For the first time since 2010, the Seahawks run D ranked below average in DVOA, coming in at 17th. That’s the same ranking they had in 2010, except they were also a much worse passing defense, whereas the 2018 Seahawks pass D was average. In 2017, they were a middling 14th in run DVOA, but they were an outstanding 3rd in 2016. For the most part, the 2018 Seahawks were pretty much owned by any team with a halfway decent rushing attack, with the Green Bay Packers a notable exception, and even then they had a -0.90 EPA. Green Bay just felt compelled to abandon the run despite leading most of the game. That has to make Carroll deeply concerned.

The Seahawks had the NFL’s worst yards per carry average on early downs, giving up 5.19 per rush. Even more worrisome is that they allowed first-down runs on 1st and 2nd down 23.3% of the time, tied for 21st with the San Francisco 49ers. Want to put that number in context? Here are the previous seasons under Carroll dating back to his first year.

Seahawks run defense on early downs (2010-2019)

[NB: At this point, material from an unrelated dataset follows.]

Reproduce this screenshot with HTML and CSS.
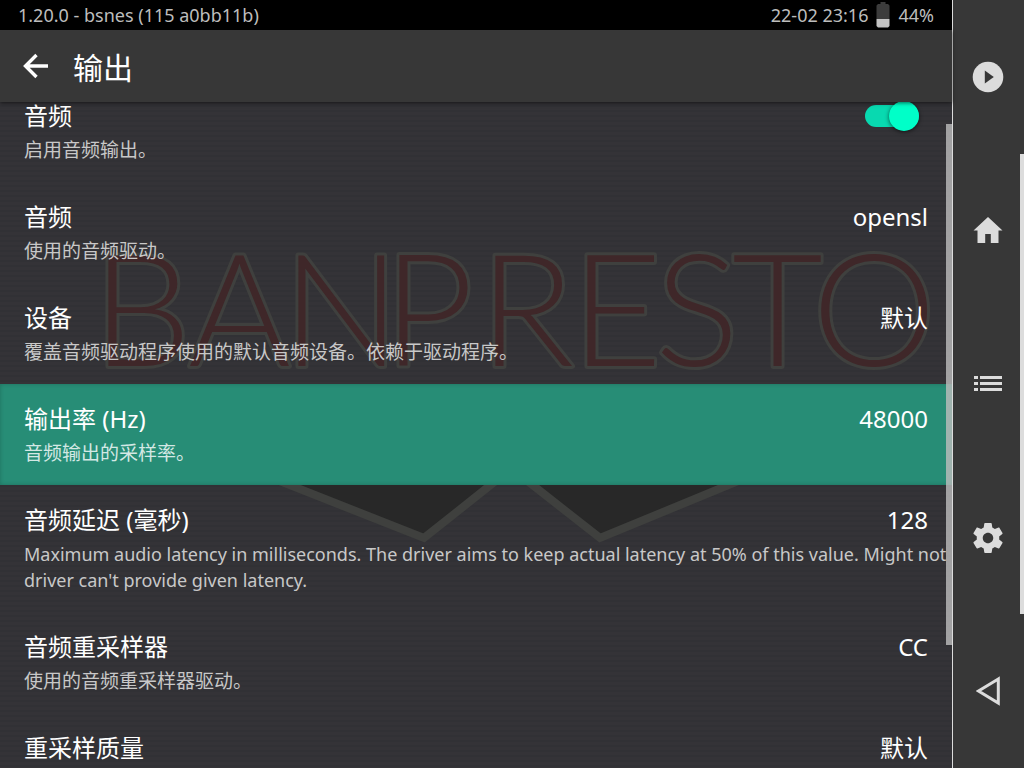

Year Rate of 1st downs allowed League ranking
Year Rate of 1st downs allowed League ranking
2010 18% 12th
2011 18.50% 11th
2012 20% 16th
2013 17.40% 08th
2014 15.50% 02nd
2015 18.90% 10th
2016 17.60% 03rd
2017 18.30% 12th
2018 23.30% 21st
2019 21.40% 22nd

They’d never been in the bottom-half of this statistic under Carroll until the 2018 season. I suppose losing Michael Bennett, Cliff Avril, Kam Chancellor, and Richard Sherman didn’t help matters. Neither did having K.J. Wright out for most of 2018.

If Seattle’s offense was a little too content to play for 3rd and manageable, Seattle’s defense created plenty of 3rd and manageable situations and often avoided 3rd down altogether. They were 31st in allowing first-downs on early downs, and 29th in 3rd down distance. We will get to their early down success rate in pass defense in another post, but I can assure you it’s unsightly.

I’m willing to be that if Carroll had any takeaway from the 2019 NFL Playoffs, it’s the fact that the New England Patriots, a below-average run D (19th in DVOA), held the Los Angeles Chargers (6th in run offense DVOA), Kansas City Chiefs (4th), and Los Angeles Rams (1st) to a combined 122 yards on 40 attempts. Their run defense EPA was a combined 5.38. He’ll have surely interpreted those games as the Patriots being able to make the opposition one-dimensional, thus putting New England’s defense in better position to succeed in obvious passing downs.

Don’t get me wrong, the run defense has to be better. I just personally wouldn’t even rank it in my top-three on my “to-do list” for the Seahawks this offseason. Of course, I’m not the GM, I’m just the Enemy Reaction guy. But if Carroll was pulling his hair out watching the moribund rushing attack of 2017, he must have been doing the same for the largely poor run defense of 2018. Expect significant emphasis on that side of the ball this offseason, whether you like it or not.